Test before bulk printing: Print a small batch and scan each one with the same type of scanner that will be used in practice. Handheld laser scanners, camera-based scanners, and phone apps all read differently. If you’re printing for retail or regulated supply chains, barcode verification to ISO/IEC standards grades print quality on a scale from A (highest, grade 4) down to F (fail, grade 0). Most retailers require a minimum grade of C (grade 2). Verification equipment and services are available from barcode printer vendors and third-party labs.
Scaling Up for High-Volume Printing
If you’re printing thousands of labels daily, a few adjustments keep things efficient. Use a thermal transfer printer rated for industrial duty, which can handle continuous operation and higher print speeds without quality degradation. Pair it with label design software that connects to your inventory database or ERP system so barcode data populates automatically rather than through manual entry.
Print-and-apply systems take this further by printing a label and immediately placing it on a product or box as it moves down a conveyor line. These are common in fulfillment centers and manufacturing plants. For printing directly onto product packaging rather than on separate labels, continuous inkjet (CIJ) printers spray ink onto moving surfaces at high speed.

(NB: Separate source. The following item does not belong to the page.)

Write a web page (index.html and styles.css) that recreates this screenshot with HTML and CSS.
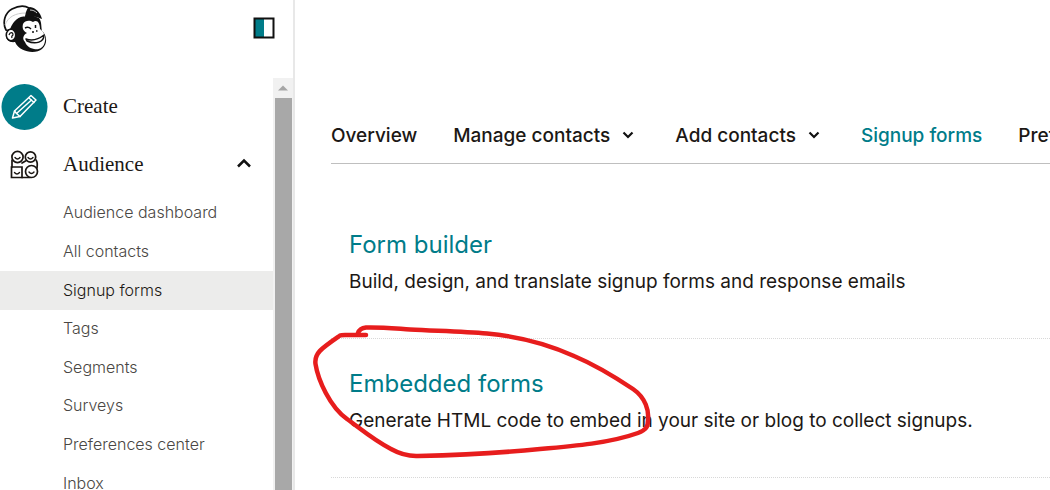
FILE: index.html
```html
<!DOCTYPE html>
<html lang="en">
<head>
<meta charset="utf-8">
<meta name="viewport" content="width=device-width, initial-scale=1">
<title>Signup forms</title>
<link rel="stylesheet" href="styles.css">
</head>
<body>
<div class="app">
  <aside class="sidebar">
    <header class="sidebar-head">
      <a class="logo" href="#" aria-label="Home">
        <svg width="48" height="50" viewBox="0 0 48 50">
          <path d="M10 24C14 16 20 12 30 12L38 15C41 19 40 24 41 28C46 32 47 41 41 46C35 51 19 50 14 39C8 40 4 36 5 31C6 28 8 26 10 27Z" fill="#111"/>
          <path d="M5 27C1 19 4 10 11 6C17 3 23 2 28 5L25 14C17 14 13 18 10 26C8 27 7 28 5 27Z" fill="#fff" stroke="#111" stroke-width="1.700" stroke-linejoin="round"/>
          <path d="M4 22C7 14 14 10 25 10" fill="none" stroke="#ccc" stroke-width="1"/>
          <path d="M24 14C25 8 26 5 29 4C35 5 39 9 41 16C35 13 31 13 24 14Z" fill="#111"/>
          <path d="M29 7C32 7 34 8 36 10" fill="none" stroke="#ccc" stroke-width="1"/>
          <path d="M22 21C24 17 29 17 32 19C36 16 39 20 39 26C43 29 45 34 44 38C43 45 38 47 33 46C28 45 25 42 24 39C21 36 22 32 26 30C22 28 21 25 22 21Z" fill="#fff"/>
          <path d="M25 36C31 38 38 36 43 32C43 39 35 42 26 38Z" fill="#fff" stroke="#111" stroke-width="1.500" stroke-linejoin="round"/>
          <path d="M24 25C26 24 28 24 30 26M34.500 22V25" fill="none" stroke="#111" stroke-width="1.500"/>
          <path d="M31 29H33M35 28H36.500" stroke="#111" stroke-width="1.300"/>
          <ellipse cx="10" cy="32" rx="4.700" ry="5.700" fill="#fff" stroke="#111" stroke-width="1.500"/>
          <path d="M8 32C9 28.500 12 29 12 32C10.500 33 10.500 34 11 35" fill="none" stroke="#111" stroke-width="1.200"/>
        </svg>
      </a>
      <button class="collapse" type="button" aria-label="Collapse menu">
        <svg width="22" height="22" viewBox="0 0 22 22">
          <path d="M1 1H11V21H1Z" fill="#007c89"/>
          <path d="M1.500 1.500H20.500V20.500H1.500Z" fill="none" stroke="#111" stroke-width="2"/>
        </svg>
      </button>
    </header>
    <div class="scroller">
      <nav class="menu" aria-label="Main">
        <a class="menu-row" href="#">
          <span class="menu-icon">
            <svg width="48" height="48" viewBox="0 0 48 48">
              <circle cx="24.500" cy="24" r="23" fill="#007c89"/>
              <g fill="none" stroke="#fff" stroke-width="1.500" stroke-linejoin="round" stroke-linecap="round">
                <path d="M12.500 35L14.500 28L31 12.500L36 17L20 33.500Z"/>
                <path d="M29 15L34 19.500M14.500 28L16.500 30.500L20 33.500M16.500 30.500L31.500 17"/>
              </g>
            </svg>
          </span>
          <span class="menu-label">Create</span>
        </a>
        <button class="menu-row" type="button" aria-expanded="true">
          <span class="menu-icon">
            <svg width="48" height="48" viewBox="0 0 48 48">
              <g fill="none" stroke="#1a1612" stroke-width="1.700" stroke-linecap="round">
                <circle cx="17.500" cy="16" r="5.600"/>
                <circle cx="30.500" cy="16" r="5.200"/>
                <path d="M11.500 26H22V36.500H11.500Z"/>
                <circle cx="31.500" cy="30.500" r="6"/>
                <path d="M12 19V26M36 19C37.500 21 37.500 24 37 27M22 36.500H30M22 22L25.500 20"/>
                <path d="M15 16.500Q17.500 19.500 20 16.500M28 16.500Q30.500 19.500 33 16.500M14.500 31.500Q17 34.500 19.500 31.500M29 31Q31.500 34 34 31" stroke-width="1.400"/>
              </g>
            </svg>
          </span>
          <span class="menu-label">Audience</span>
          <svg class="menu-arrow" width="16" height="14" viewBox="0 0 16 14"><path d="M2 8.500L8 2.500L14 8.500" fill="none" stroke="#111" stroke-width="2.500"/></svg>
        </button>
        <ul class="submenu">
          <li><a href="#">Audience dashboard</a></li>
          <li><a href="#">All contacts</a></li>
          <li><a class="current" href="#" aria-current="page">Signup forms</a></li>
          <li><a href="#">Tags</a></li>
          <li><a href="#">Segments</a></li>
          <li><a href="#">Surveys</a></li>
          <li><a href="#">Preferences center</a></li>
          <li><a href="#">Inbox</a></li>
        </ul>
      </nav>
      <div class="scrollbar" aria-hidden="true">
        <svg width="10" height="6" viewBox="0 0 10 6"><path d="M0 5.500L5 0.500L10 5.500Z" fill="#a5a5a5"/></svg>
        <div class="thumb"></div>
      </div>
    </div>
  </aside>
  <main class="content">
    <nav class="tabs" aria-label="Audience">
      <a href="#">Overview</a>
      <button type="button">Manage contacts
        <svg width="12" height="8" viewBox="0 0 12 8"><path d="M1.500 1.500L6 6L10.500 1.500" fill="none" stroke="#111" stroke-width="2.200"/></svg>
      </button>
      <button type="button">Add contacts
        <svg width="12" height="8" viewBox="0 0 12 8"><path d="M1.500 1.500L6 6L10.500 1.500" fill="none" stroke="#111" stroke-width="2.200"/></svg>
      </button>
      <a class="active" href="#" aria-current="page">Signup forms</a>
      <a href="#">Preferences center</a>
    </nav>
    <ul class="forms">
      <li>
        <h2><a href="#">Form builder</a></h2>
        <p>Build, design, and translate signup forms and response emails</p>
      </li>
      <li>
        <h2><a href="#">Embedded forms</a></h2>
        <p>Generate HTML code to embed in your site or blog to collect signups.</p>
        <svg class="marker" width="344" height="138" viewBox="310 322 344 138" aria-hidden="true">
          <path d="M358 333C359 330 362 328 366 327.500C380 327 395 328.500 410 329.500C440 331 465 331.500 487 333.500C520 336.500 550 345 574 356C593 364 618 379 633 389C646 398 649 411 648 420C648 427 646 430 638 433C610 443 575 446 540 449C500 453 460 455 418 456C407 456.500 400 454 391 449C375 441 362 430 347 419C330 407 318 380 315.500 364C314 353 322 348 340 335.500Q341 335 345 335H366" fill="none" stroke="#e71d1d" stroke-width="4.500" stroke-linecap="round" stroke-linejoin="round"/>
        </svg>
      </li>
    </ul>
  </main>
</div>
</body>
</html>
```
FILE: styles.css
```css
* {
  box-sizing: border-box;
}

body {
  margin: 0;
  background: #fff;
  color: #1c1815;
  font-family: Inter, "Liberation Sans", sans-serif;
}

a {
  color: inherit;
  text-decoration: none;
}

button {
  padding: 0;
  border: 0;
  background: none;
  color: inherit;
  font: inherit;
}

ul,
h2,
p {
  margin: 0;
  padding: 0;
  list-style: none;
}

svg {
  display: block;
  flex: none;
}

.app {
  display: flex;
  height: 100vh;
  overflow: hidden;
}

.sidebar {
  display: flex;
  flex: none;
  flex-direction: column;
  width: 295px;
  border-right: 2px solid #e8e8e8;
}

.sidebar-head {
  display: flex;
  flex: none;
  align-items: center;
  justify-content: space-between;
  height: 78px;
  padding: 0 18px 22px 1px;
}

.scroller {
  display: flex;
  flex: 1;
  min-height: 0;
}

.menu {
  flex: 1;
  overflow: hidden;
}

.menu-row {
  display: flex;
  align-items: center;
  gap: 15px;
  width: 100%;
  height: 58px;
  font-family: "Liberation Serif", serif;
  font-size: 21px;
}

.menu-label {
  padding-bottom: 2px;
}

.menu-arrow {
  margin-left: auto;
  margin-right: 21px;
}

.submenu {
  display: grid;
  grid-auto-rows: 1fr;
  height: 309px;
  font-size: 16px;
  font-weight: 300;
}

.submenu a {
  display: flex;
  align-items: center;
  height: 100%;
  padding: 0 0 2px 63px;
  color: #4a4744;
}

.submenu .current {
  background: #ececeb;
  color: #1c1815;
}

.scrollbar {
  display: flex;
  flex: none;
  flex-direction: column;
  align-items: center;
  gap: 7px;
  width: 20px;
  padding-top: 7px;
  background: #f1f1f1;
}

.thumb {
  flex: 1;
  width: 17px;
  background: #a8a8a8;
}

.content {
  flex: 1;
  min-width: 0;
  padding: 105px 0 0 36px;
}

.tabs {
  display: flex;
  gap: 36px;
  height: 59px;
  padding-top: 2px;
  border-bottom: 1px solid #bfbfbf;
  overflow: hidden;
  font-size: 19px;
  font-weight: 500;
  white-space: nowrap;
}

.tabs a,
.tabs button {
  display: flex;
  flex: none;
  align-items: center;
  gap: 12px;
}

.tabs button {
  padding-right: 5px;
}

.tabs .active,
.forms a {
  color: #007c89;
}

.forms {
  padding-top: 36px;
}

.forms li {
  position: relative;
  height: 139px;
  padding: 29px 18px;
  border-bottom: 1px dotted #d8d8d8;
}

.forms h2 {
  font-size: 24px;
  font-weight: 400;
  line-height: 32px;
}

.forms p {
  padding-top: 7px;
  font-size: 19px;
  line-height: 28px;
  white-space: nowrap;
}

.marker {
  position: absolute;
  top: -17px;
  left: -21px;
}
```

CIJ systems require professional installation and regular maintenance, but they’re built for 24/7 operation in demanding environments.
Roll-fed label stock is more economical than sheet labels at volume, and buying in bulk reduces per-label costs significantly. Most thermal printers accept standard roll sizes, but confirm compatibility with your printer model before ordering. Matching the right ribbon type (wax for paper labels, wax-resin or resin for synthetic materials) to your label stock ensures print durability and prevents premature fading.